タイトル獲得から4年…告げられた戦力外 なくなった“居場所”「高給取りだったから」

元ロッテ・成本年秀氏、右肘手術を経て先発で復活白星
元ロッテの守護神・成本年秀氏は、入団3年目の1995年に球宴初出場。4年目の1996年には7勝6敗23セーブで、最優秀救援投手のタイトルを初めて獲得した。年俸も1億円の大台に乗ったが、翌1997年にプロ野球人生が暗転する。春季キャンプ中に右肘に違和感を覚え、開幕直後に出場選手登録を抹消。その後は何とか調整を続けたが右肘の腱が切れていることが発覚し、9月にトミー・ジョン手術を受けた。
「もう1度、納得できるボールを投げたい」と復活へ意気込みながらのリハビリ。1年後の10月に黒潮リーグ(現在の教育リーグ)で実戦復帰した。「1年ぶりに実戦で投げて、来年は(完全復活)って思っていました。本当、1シーズン棒に振ったんですよね。それで(術後)2年目、先発で復帰しようと思った。やっぱりリリーフは負担がね。毎日準備しないといけないし、無理かなって思っていました」。
復活を期した1999年はキャンプから先発調整。「ず~っと(2軍本拠地の)浦和で先発で投げさせてもらって、夏ごろに1軍でってなったんですよ」。イースタン・リーグで16試合に投げて1軍にゴーサイン。8月22日の千葉マリン(現ZOZOマリン)での近鉄戦が、2年ぶりの1軍マウンドだった。1軍での先発はルーキーだった1993年以来6年ぶり。ここで6回2失点と踏ん張り、見事に復活勝利を挙げたのだった。
千葉マリンで初めて公式戦が開催されたのが1992年。成本氏は翌年に入団している。当時は万年Bクラス。観客動員も伸び悩んでいた。「ボビー(・バレンタイン監督)が来た時(1995年)、2位になった。Bクラスのチームが強くなっていく過程があったんですよね。勢いがあって面白かったですね。今は『千葉のロッテ』で定着して、あの応援、雰囲気が凄い。ボビーが来て、野球がメジャーリーグ、応援がJリーグみたいになって、盛り上がっていく最初の頃を知っていますから」。

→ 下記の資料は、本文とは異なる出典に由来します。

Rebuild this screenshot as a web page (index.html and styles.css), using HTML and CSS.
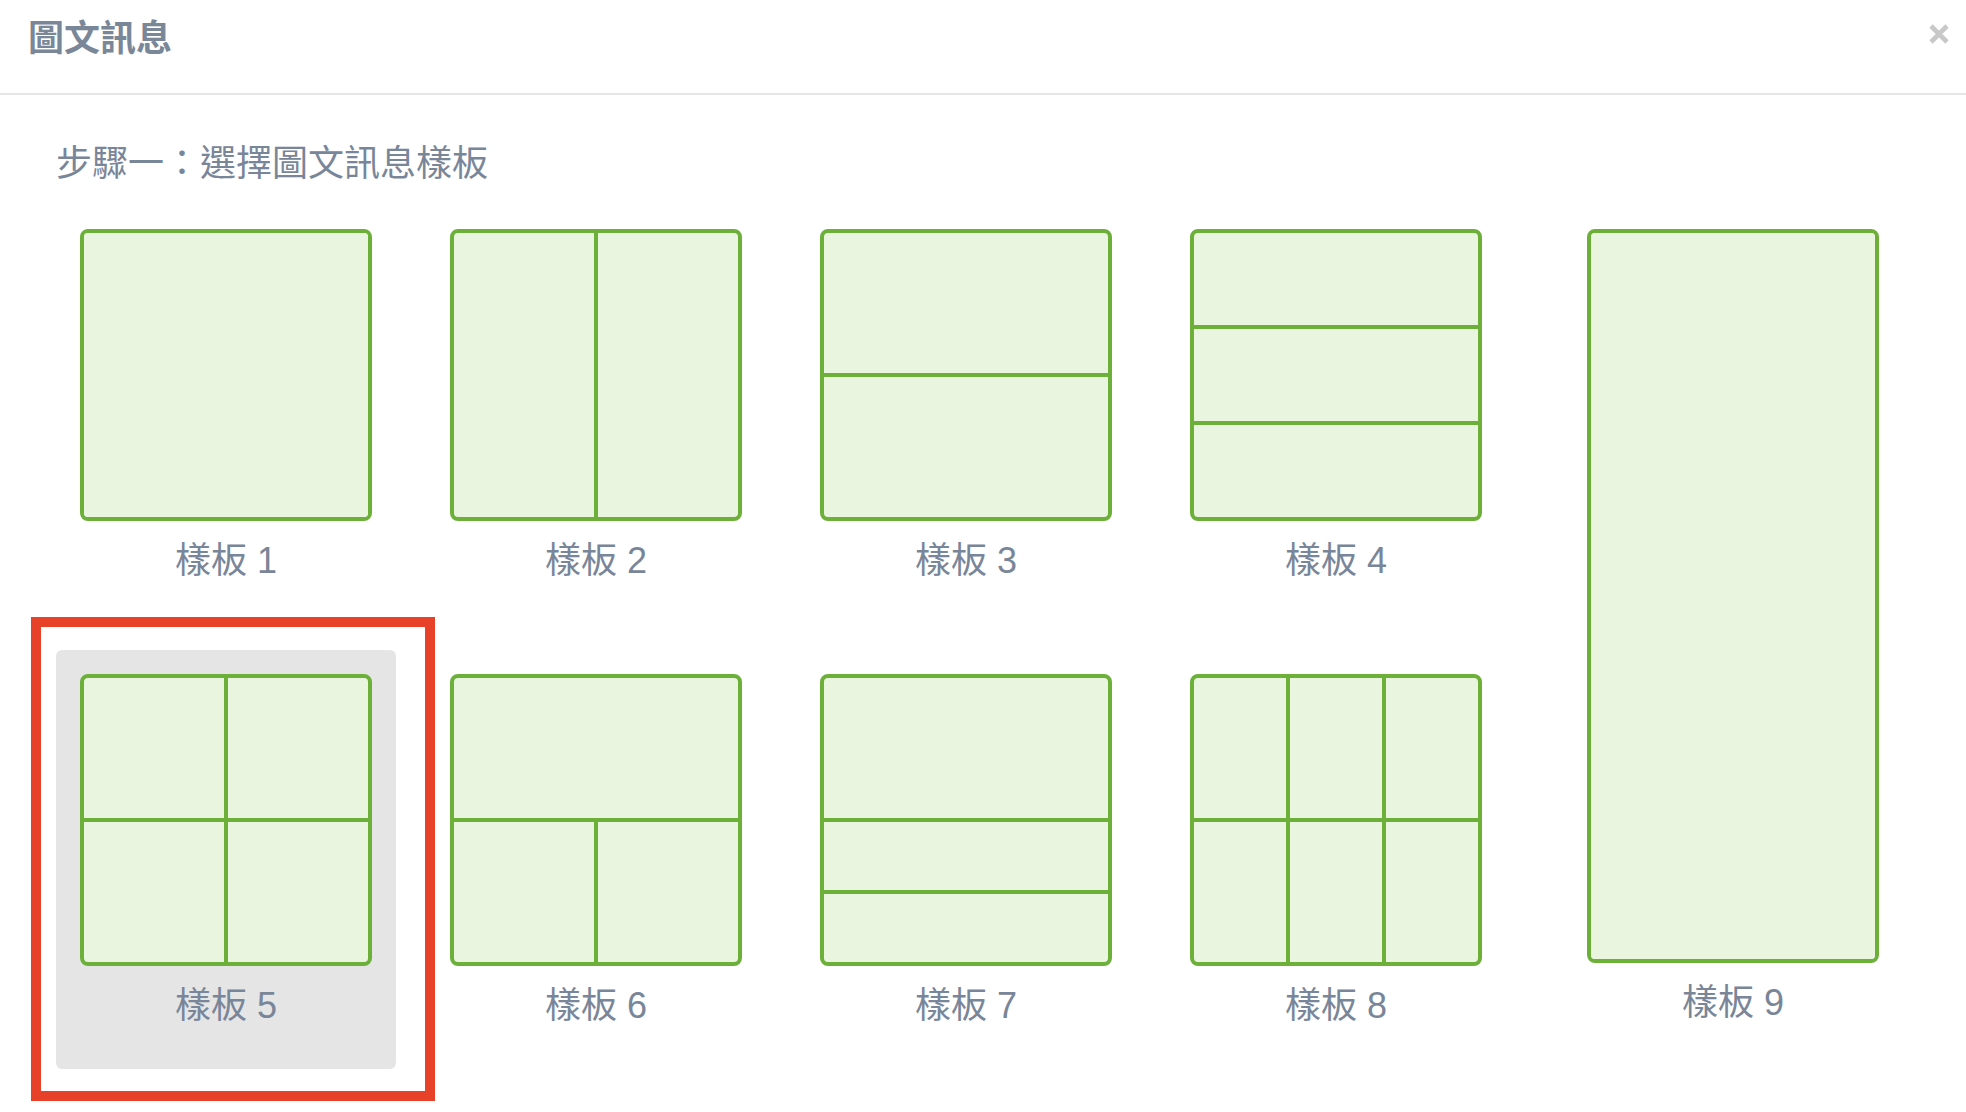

スタジアムを埋め尽くしたロッテファンから送られた大歓声。「その時の応援は今も記憶に残っていますね。本当に感動しました」。だが、そんなにうまくは続かない。9月3日の日本ハム戦は1回2/3で降板。この年は1軍2試合登板で終わった。ここで再び心境に変化が訪れる。「ラスト(チャンス)だと思った」という2000年、救援への再転向を決断した。「自分の体を気にして、中途半端にやるより、自分を生かせるところで。リリーフとしてやろうと思ったんですよ」。

復活白星の翌年に戦力外…阪神の入団テスト合格、故郷で再出発
ただ、2000年には入団2年目の小林雅英投手が抑えに定着。「コバマサも出てきて戦力も変わりましたしね。(2軍では)まあまあ投げていたんですけど……」。1軍登板は1試合だけに終わり、オフに戦力外通告を受けた。「高給取りだったから球団としても何年も働かない選手を置いておくわけにはいかないでしょう」。球団からはフロント入りも打診された。「球団から頂いた話は本当にありがたかったのですが……。自分が32歳の時。まだできるって気持ちがありました」。現役続行にこだわった。
「このまま復活せずに終わるのは納得できなかった。もう1回しっかりやるために手術を決断したと思っているから、このまま活躍せずに現役を終えるというのは凄く嫌だったんですよ。『テストでも何でもいいので、挑戦させてください』って、木樽(正明チーフスカウト)さんに話をさせてもらいました」。10月に鳴尾浜で阪神の入団テストを受けて合格。生まれ故郷での再出発が決まった。
当時の阪神は「再生工場」として知られる野村克也氏が監督。ロッテ入団時の監督だった八木沢荘六氏が1軍投手コーチという縁もあった。幼少時「阪神タイガース子供の会」に入会するなど阪神ファンだった成本氏は「最後の挑戦になるという思いがあって、地元で最後頑張ってみようかなって思っていた。テストは15人ぐらいいたのかな。そこで選んでいただいて、秋のキャンプに来いと言われて、最年長で秋のキャンプに参加させてもらうことになりました」。ゼロからの出発。翌年はクローザーに指名され、復活の道を歩んでいった。